TLDR: Looking for a report that shows all backups that have a failure error message AND that occurred in the last 7 days.
.
.
I've been asking (and asking), both here in THWACK** AND support AND with our TAM (sadly we have now lost direct access to him) for help with creating a report that will show failures in our backups. Anyway ....
The scenario is:
Currently we backup approx 2,200 nodes in rolling jobs on a weekly basis, and we need to add another 2,500 in the very near future but we want to be sure everything in place is working as expected before adding to what we have.

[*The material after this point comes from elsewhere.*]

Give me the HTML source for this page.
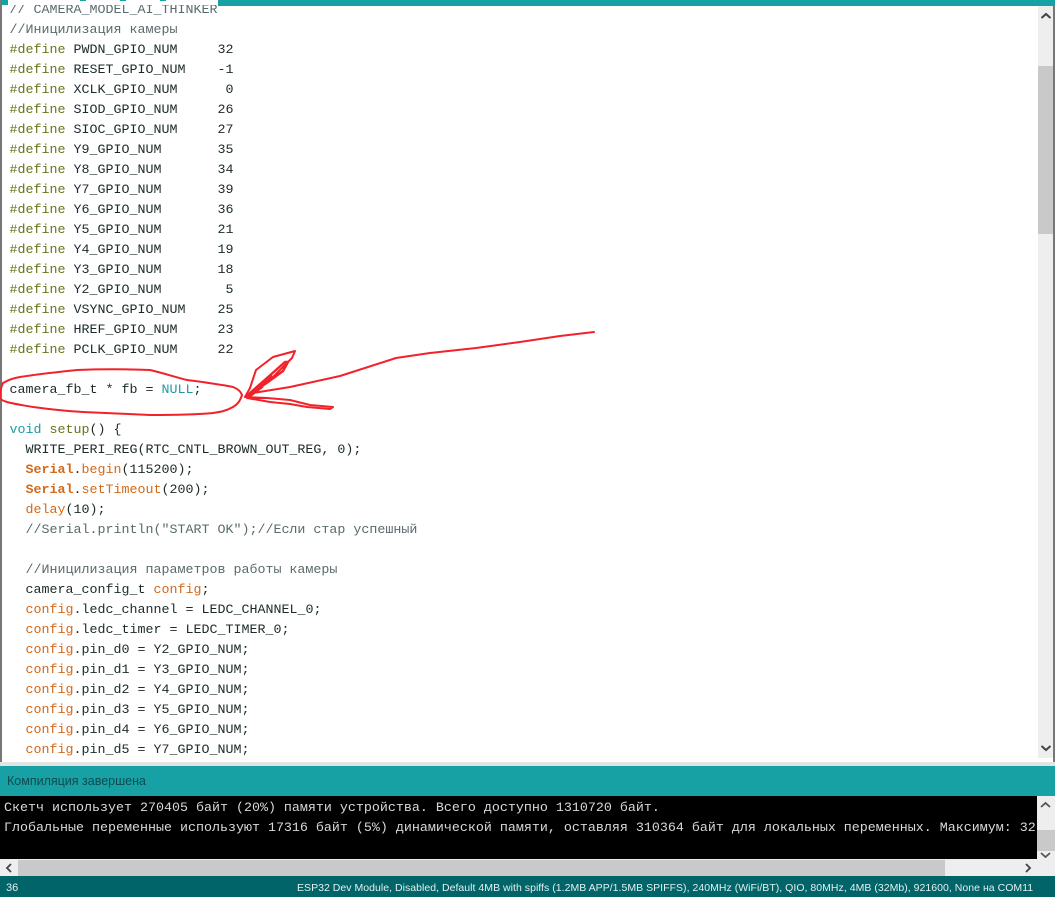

What we want (would like):
Ideally we want to move to a state where we can alert on every node that fails to backup - but for now, we'd settle on running a report sent once a week that shows what didn't backup in the prior 7 days.
The problem:
I can't find, nor have I been pointed at anything, nor have I been able to utter the right incantation to force SWQL to throw out what we need. Most of the problem with the last bit is that I'm a complete n00b on SQL/SWQL. Most recently I was pointed at the out of the box report "config transfer audit" *** which, when first run seems to fit the bill. On a cursory inspection it only shows approx a quarter of our currently configured backup estate and it appears to me, to only show devices that have had a manually invoked backup, and not those run from a job. Secondly it shows error messages that happened months ago, and seems to ignore the fact that there are more recent successful backups, but seemingly assigns those errors to more recent dates!
.
So ... does anyone out there already have a similar report (we only use NPM, NCM, Netflow and IPAM) that would do what we need?
Partial/start of an answer is that I did manage to cobble together this report: but I am being asked to take it a step further. It has two issues (for me anyway)
- I have no idea how to get it to show me only devices that failed in the last X days - my SQL Fu is not strong enough
- I can only filter on LoginStatus not like '%Login OK%' but I'm not convinced that covers off all failure types
.
.
.
.
.
.
.
** some threads on backups I've created, interacted on or even just read:
https://thwack.solarwinds.com/product-forums/the-orion-platform/f/forum/94060/alert-me-when-there-is-backup-failure-of-a-node-during-nightly-config-backup
https://thwack.solarwinds.com/product-forums/network-configuration-manager-ncm/f/forum/91109/how-can-i-alert-on-a-backup-failure-of-a-node
*** I was looking for reports with the word 'backup' in it - doh!